Tuesday, April 21, 2009
Movie Review: Gomorra (2008)
So many excellent portraits exist of cold-blooded, reptilian killers, and organized crime that any pretender to this crowded genre faces a tough job dancing with the stars. Gomorra, in its Neapolitan detail, succeeds.
The five main characters involved with the Camorra of Naples, have all been young at one time, passionate about something, full of dreams of some sort. And at a point they are seduced by the devil's cash, thrills, power, or approval, and take that first small decision that becomes the inescapable trajectory of one's life.
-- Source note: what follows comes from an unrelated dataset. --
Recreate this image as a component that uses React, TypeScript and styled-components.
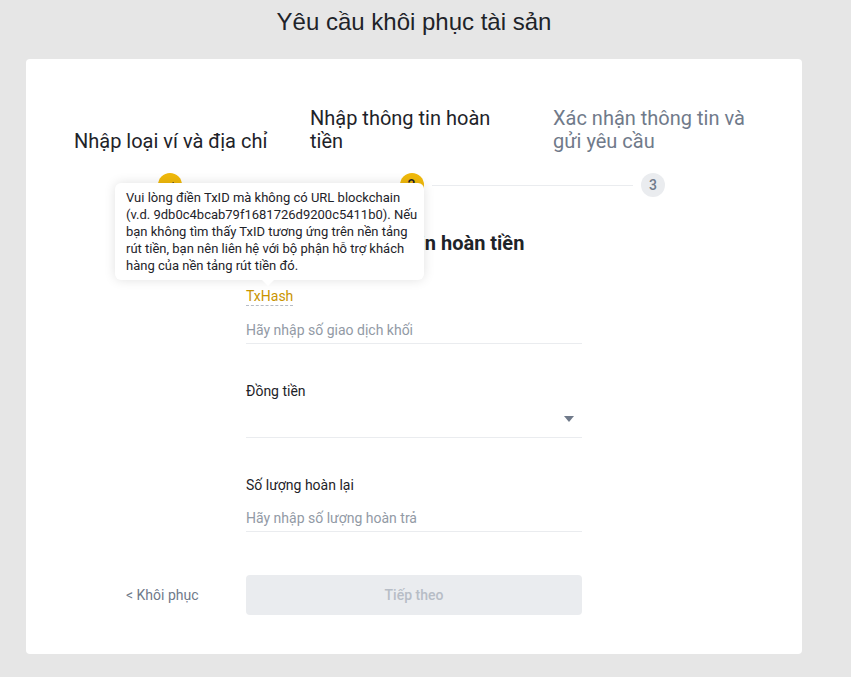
import React from "react";
import styled, { createGlobalStyle } from "styled-components";

const GlobalStyle = createGlobalStyle`
  html, body {
    margin: 0;
    padding: 0;
    background: #e6e6e6;
  }
  body {
    font-family: Roboto, "Noto Sans", sans-serif;
    color: #1e2329;
  }
`;

const Page = styled.div`
  min-height: 677px;
  padding-bottom: 23px;
  box-sizing: border-box;
`;

const Title = styled.h1`
  margin: 0;
  width: 828px;
  padding-top: 7px;
  height: 59px;
  box-sizing: border-box;
  text-align: center;
  font-family: "Liberation Sans", Arial, sans-serif;
  font-weight: 400;
  font-size: 24px;
  line-height: 30px;
  color: #1e2329;
`;

const Card = styled.div`
  margin-left: 26px;
  width: 776px;
  height: 595px;
  background: #fff;
  border-radius: 4px;
  padding-top: 48px;
  box-sizing: border-box;
`;

const StepLabels = styled.div`
  display: grid;
  grid-template-columns: 236px 243px 210px;
  align-items: end;
  padding-left: 48px;
`;

const StepLabel = styled.div<{ $muted?: boolean }>`
  max-width: 205px;
  font-size: 20px;
  line-height: 23px;
  color: ${(p) => (p.$muted ? "#707a8a" : "#1e2329")};
`;

const StepTrack = styled.div`
  display: flex;
  align-items: center;
  width: 507px;
  margin: 20px 0 0 132px;
`;

const Dot = styled.div<{ $active?: boolean }>`
  flex: none;
  width: 24px;
  height: 24px;
  border-radius: 50%;
  display: flex;
  align-items: center;
  justify-content: center;
  font-size: 14px;
  font-weight: 500;
  background: ${(p) => (p.$active ? "#f0b90b" : "#eaecef")};
  color: ${(p) => (p.$active ? "#1e2329" : "#707a8a")};
`;

const Connector = styled.div<{ $active?: boolean }>`
  flex: 1;
  height: 1px;
  margin: 0 8px;
  background: ${(p) => (p.$active ? "#f0b90b" : "#eaecef")};
`;

const Form = styled.div`
  width: 336px;
  margin-left: 220px;
`;

const FormTitle = styled.h2`
  margin: 34px 0 0;
  text-align: center;
  font-size: 20px;
  line-height: 24px;
  font-weight: 700;
  color: #1e2329;
`;

const Field = styled.div<{ $gap: number }>`
  margin-top: ${(p) => p.$gap}px;
`;

const LabelRow = styled.div`
  position: relative;
  display: inline-block;
`;

const Label = styled.div<{ $hint?: boolean }>`
  font-size: 14px;
  line-height: 18px;
  color: ${(p) => (p.$hint ? "#c99400" : "#1e2329")};
  border-bottom: ${(p) => (p.$hint ? "1px dashed #b7bdc6" : "none")};
`;

const InputLine = styled.div`
  display: flex;
  align-items: flex-end;
  justify-content: space-between;
  height: 34px;
  margin-top: 4px;
  padding-bottom: 4px;
  box-sizing: border-box;
  border-bottom: 1px solid #eaecef;
  font-size: 14px;
  line-height: 18px;
  color: #929aa5;
`;

const Caret = styled.span`
  align-self: center;
  width: 0;
  height: 0;
  margin: 0 8px 0 0;
  border-left: 5px solid transparent;
  border-right: 5px solid transparent;
  border-top: 6px solid #707a8a;
`;

const Tooltip = styled.div`
  position: absolute;
  left: -131px;
  bottom: calc(100% + 7px);
  width: 309px;
  box-sizing: border-box;
  padding: 6px 11px;
  background: #fff;
  border-radius: 6px;
  box-shadow: 0 0 12px rgba(0, 0, 0, 0.12);
  font-size: 13px;
  line-height: 17px;
  color: #1e2329;
  white-space: nowrap;
  z-index: 2;

  &::after {
    content: "";
    position: absolute;
    left: 147px;
    bottom: -6px;
    width: 0;
    height: 0;
    border-left: 6px solid transparent;
    border-right: 6px solid transparent;
    border-top: 6px solid #fff;
  }
`;

const Footer = styled.div`
  display: flex;
  align-items: center;
  margin: 43px 0 0 100px;
`;

const Back = styled.a`
  width: 120px;
  font-size: 14px;
  color: #707a8a;
  cursor: pointer;
`;

const NextButton = styled.button`
  width: 336px;
  height: 40px;
  border: none;
  border-radius: 4px;
  background: #eaecef;
  color: #b7bdc6;
  font-family: inherit;
  font-size: 14px;
  font-weight: 500;
`;

const Check = () => (
  <svg width="12" height="12" viewBox="0 0 12 12" fill="none">
    <path d="M2.5 6.2l2.4 2.4 4.8-5" stroke="#1e2329" strokeWidth="1.6" />
  </svg>
);

const tipLines = [
  "Vui lòng điền TxID mà không có URL blockchain",
  "(v.d. 9db0c4bcab79f1681726d9200c5411b0). Nếu",
  "bạn không tìm thấy TxID tương ứng trên nền tảng",
  "rút tiền, bạn nên liên hệ với bộ phận hỗ trợ khách",
  "hàng của nền tảng rút tiền đó.",
];

const App = () => {
  return (
    <Page>
      <GlobalStyle />
      <Title>Yêu cầu khôi phục tài sản</Title>
      <Card>
        <StepLabels>
          <StepLabel>Nhập loại ví và địa chỉ</StepLabel>
          <StepLabel>Nhập thông tin hoàn tiền</StepLabel>
          <StepLabel $muted>Xác nhận thông tin và gửi yêu cầu</StepLabel>
        </StepLabels>
        <StepTrack>
          <Dot $active>
            <Check />
          </Dot>
          <Connector $active />
          <Dot $active>2</Dot>
          <Connector />
          <Dot>3</Dot>
        </StepTrack>

        <Form>
          <FormTitle>Nhập thông tin hoàn tiền</FormTitle>
          <Field $gap={31}>
            <LabelRow>
              <Label $hint>TxHash</Label>
              <Tooltip>
                {tipLines.map((l) => (
                  <div key={l}>{l}</div>
                ))}
              </Tooltip>
            </LabelRow>
            <InputLine>Hãy nhập số giao dịch khối</InputLine>
          </Field>
          <Field $gap={38}>
            <Label>Đồng tiền</Label>
            <InputLine>
              <span />
              <Caret />
            </InputLine>
          </Field>
          <Field $gap={38}>
            <Label>Số lượng hoàn lại</Label>
            <InputLine>Hãy nhập số lượng hoàn trả</InputLine>
          </Field>
        </Form>

        <Footer>
          <Back>&lt; Khôi phục</Back>
          <NextButton disabled>Tiếp theo</NextButton>
        </Footer>
      </Card>
    </Page>
  );
};

export default App;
The movie rolls along in Neapolitan dialect, not even vaguely understandable as Italian, in gritty, smelly streets, alleys, sweatshops, dumps, parking garages, and bars. Believable, dark-humored characters make understandable though fatal decisions and become the same doomed souls you know from Fargo, from In Cold Blood, from Goodfellas, and from The Sopranos. They are poor, often pathetic, and all trapped.
Reviewers at IMDB who have read the Robert Saviano book seem to find the movie disappointing. However, not having read the book I feel Gomorra, standing on its own as a movie, adds yet another nuance to the copious canon of organized crime movies -- a slice of Italian life that is unsentimental, gritty, and grim -- very well done. I give Gomorra 8 out of 10 stars.